• The Edict

A Journey of Intimacy with Irrfan

Aritro Sarkar, Undergraduate ’21


If acting had subalternity, Irrfan Khan would probably be its biggest contemporary advertisement. In a realm where the key to survival is overstatement, his carving out a career through understating is nothing short of daring. He managed to puncture Bollywood’s glamour through sheer grit, all the while grinning, as if to to underplay that too.

For some reason, Irrfan’s premature passing has been harder to digest than most; writing an obituary for him has an element of finiteness that honestly scares you. This feels oddly personal, despite most of us having never met him. Perhaps this intimacy itself was borne out of the fact that he symbolized a certain accessibility of excellence, which the film industry otherwise conceals behind and conflates with zero-figures and eight pack abs. He was the everyman who just happened to be on your screens; he made a career out of being the underdog, and without even realizing, we offered him a place in our hearts, one that now lies bereft and betrayed.

Born Sahebzade Irfan Ali Khan in Jaipur, he indeed was the common Indian, armed with nothing but a dream: to play cricket for India. In fact, he was even selected to play in the CK Nayudu Trophy, for emerging players in the under-23 category, an opportunity spurned because of his dire circumstances. Soon enough, his fancy flowed like a river to acting, in which he immersed himself. Earning local applause in Jaipur’s established theatre circles was never going to quench his thirst; willing and wide eyed, he strode to Delhi’s famed National School of Drama, to hone further the art which he sought to make his calling.

There was something rustic about his passion; a degree of democracy in his dreams. Every third Indian at some point has wished themselves into either India’s cricket team, or Bombay’s film world. Irrfan was no different, and it is this element of the everyday that he held onto, like a child clutching onto their parents’ hand in a fair full of bustling strangers. Even hobnobbing with the heroes and heroines of tinsel town could not drown out the heat from Irrfan’s hearth.

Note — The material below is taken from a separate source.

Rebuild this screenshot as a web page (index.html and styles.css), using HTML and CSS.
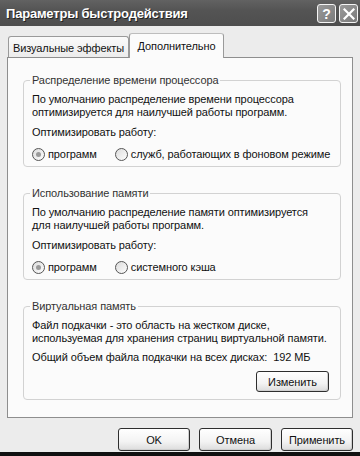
FILE: index.html
```html
<!DOCTYPE html>
<html lang="ru">
<head>
<meta charset="utf-8">
<title>Параметры быстродействия</title>
<link rel="stylesheet" href="styles.css">
</head>
<body>
<div class="window">
  <div class="titlebar">
    <span class="title">Параметры быстродействия</span>
    <div class="caption-buttons">
      <span class="cap-btn">?</span>
      <span class="cap-btn">
        <svg width="12" height="12" viewBox="0 0 12 12"><path d="M1.5 1.5 L10.5 10.5 M10.5 1.5 L1.5 10.5" stroke="#fff" stroke-width="2.2" stroke-linecap="square"/></svg>
      </span>
    </div>
  </div>
  <div class="tabs">
    <div class="tab">Визуальные эффекты</div>
    <div class="tab active">Дополнительно</div>
  </div>
  <div class="panel">
    <fieldset class="group">
      <legend>Распределение времени процессора</legend>
      <p class="desc">По умолчанию распределение времени процессора<br>оптимизируется для наилучшей работы программ.</p>
      <p class="line">Оптимизировать работу:</p>
      <div class="radios">
        <span class="radio"><span class="dot checked"></span>программ</span>
        <span class="radio"><span class="dot"></span>служб, работающих в фоновом режиме</span>
      </div>
    </fieldset>
    <fieldset class="group">
      <legend>Использование памяти</legend>
      <p class="desc">По умолчанию распределение памяти оптимизируется<br>для наилучшей работы программ.</p>
      <p class="line">Оптимизировать работу:</p>
      <div class="radios">
        <span class="radio"><span class="dot checked"></span>программ</span>
        <span class="radio"><span class="dot"></span>системного кэша</span>
      </div>
    </fieldset>
    <fieldset class="group group-vm">
      <legend>Виртуальная память</legend>
      <p class="desc">Файл подкачки - это область на жестком диске,<br>используемая для хранения страниц виртуальной памяти.</p>
      <p class="line">Общий объем файла подкачки на всех дисках:&nbsp; 192 МБ</p>
      <div class="vm-actions"><button class="btn btn-change">Изменить</button></div>
    </fieldset>
  </div>
  <div class="footer">
    <button class="btn btn-ok">OK</button>
    <button class="btn btn-cancel">Отмена</button>
    <button class="btn btn-apply">Применить</button>
  </div>
  <div class="bottom-bar"></div>
</div>
</body>
</html>
```

FILE: styles.css
```css
* { box-sizing: border-box; }
html, body { margin: 0; padding: 0; }
body {
  width: 360px;
  height: 456px;
  overflow: hidden;
  background: #ececec;
  font-family: "Liberation Sans", Arial, sans-serif;
  font-size: 11px;
  letter-spacing: -0.1px;
  color: #111;
  white-space: nowrap;
}
.window {
  width: 360px;
  height: 456px;
  display: flex;
  flex-direction: column;
  background: #ececec;
}
.titlebar {
  height: 26px;
  flex: none;
  background: linear-gradient(#626262, #545454 40%, #4e4e4e);
  display: flex;
  align-items: center;
  justify-content: space-between;
  padding: 0 2px 0 6px;
}
.title {
  color: #fff;
  font-weight: bold;
  font-size: 13px;
  letter-spacing: -0.2px;
  text-shadow: 1px 1px 0 #222;
}
.caption-buttons {
  display: flex;
  gap: 3px;
  align-self: flex-start;
  margin-top: 4px;
}
.cap-btn {
  width: 19px;
  height: 19px;
  border: 1px solid #f4f4f4;
  border-radius: 3px;
  background: linear-gradient(135deg, #9a9a9a, #7a7a7a);
  color: #fff;
  font-weight: bold;
  font-size: 14px;
  display: flex;
  align-items: center;
  justify-content: center;
  line-height: 1;
}
.tabs {
  margin-top: 7px;
  height: 24px;
  flex: none;
  display: flex;
  align-items: flex-end;
  padding-left: 8px;
}
.tab {
  height: 21px;
  width: 121px;
  border: 1px solid #9a9a9a;
  border-bottom: none;
  border-radius: 3px 3px 0 0;
  background: linear-gradient(#fafafa, #ececec);
  display: flex;
  align-items: center;
  justify-content: center;
  padding-top: 1px;
}
.tab.active {
  height: 25px;
  width: 95px;
  margin-bottom: -1px;
  background: #fbfbfb;
  position: relative;
  z-index: 1;
  border-top-color: #bdbdbd;
  padding-bottom: 2px;
}
.panel {
  margin: 0 7px;
  height: 361px;
  flex: none;
  border: 1px solid #8e8e8e;
  background: #fbfbfb;
  padding: 16px 11px 0 15px;
}
.group {
  margin: 0 0 20px 0;
  border: 1px solid #d2d2d2;
  border-radius: 4px;
  padding: 6px 8px 0 8px;
  height: 93px;
}
.group legend {
  padding: 0 2px;
  margin-left: -2px;
  line-height: 13px;
  color: #333;
}
.group-vm { height: 100px; margin-bottom: 0; }
.desc {
  margin: 0;
  line-height: 13px;
}
.line {
  margin: 7px 0 0 0;
  line-height: 13px;
}
.radios {
  margin-top: 9px;
  display: flex;
  gap: 18px;
  line-height: 13px;
}
.radio {
  display: flex;
  align-items: center;
  gap: 3px;
}
.dot {
  width: 13px;
  height: 13px;
  border-radius: 50%;
  border: 1px solid #555;
  background: linear-gradient(135deg, #dcdcdc, #fdfdfd);
  display: flex;
  align-items: center;
  justify-content: center;
}
.dot.checked::after {
  content: "";
  width: 5px;
  height: 5px;
  border-radius: 50%;
  background: #9a9a9a;
}
.group-vm .line { margin-top: 6px; }
.vm-actions {
  display: flex;
  justify-content: flex-end;
  margin-top: 7px;
  padding-right: 3px;
}
.btn {
  font-family: inherit;
  font-size: 11px;
  letter-spacing: -0.1px;
  color: #111;
  height: 21px;
  border: 1px solid #2e2e2e;
  border-radius: 3px;
  background: linear-gradient(#ffffff, #f3f3f3 60%, #dcdcdc);
  box-shadow: inset -1px -1px 0 #cfcfcf;
  padding: 0;
}
.btn-change { width: 73px; }
.footer {
  display: flex;
  justify-content: flex-end;
  gap: 9px;
  padding: 10px 7px 0 0;
}
.btn-ok { width: 72px; height: 23px; }
.btn-cancel { width: 73px; height: 23px; }
.btn-apply { width: 72px; height: 23px; }
.bottom-bar {
  margin-top: auto;
  height: 4px;
  background: #111;
}
```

After a spell on the small screen, where he dabbled with a variety of roles, he featured in Asif Kapadia’s critically acclaimed The Warrior. This was the breakthrough moment; starry eyed Irrfan was now the talk of town, prompting Vishal Bhardwaj to swoop in and cast him in his brave cinematic retelling of Macbeth. Maqbool was, in fact, arguably the first time the Indian audience sat up and took notice of Irrfan. There was a difference about him; he was not the fresh faced yet-to-learn star kid. There was an almost seasoned sensibility already in him, and over the next few films – chiefly The Namesake and Life in a…Metro, it became quite apparent that this was an actor brimming with brilliance. He steered his characters through characteristic subtlety and silence. It was almost like he was so adept at his craft that even words were below him, and that to convey the real meaning of his lines, all he had to do was adorn speech with ample quiet. A delicate twitch of the eyebrow, a glance that becomes a stare and a heavy breath later, all that was to be said, was heard. Why defile a moment with rehearsed phrases, when an instinctive hush could do the trick?

Over the years, Irrfan refused to box himself up in a category, choosing to pick a whole gamut of projects and making the world his oyster. Jurassic World, Life of Pi and serial Oscar winner Slumdog Millionaire firmly made him India’s new face on the global cinematic map, and what an ambassador to have! The roles were limited and typical – as one would expect – but that did not bother Irrfan, who would regularly have the viewer’s attention dance to his tunes in his inhibited screen time. He did this regularly, with a composure and elegance so admirable it would border on being unsettling, like a villain unmoved and unimpressed by his own malevolence.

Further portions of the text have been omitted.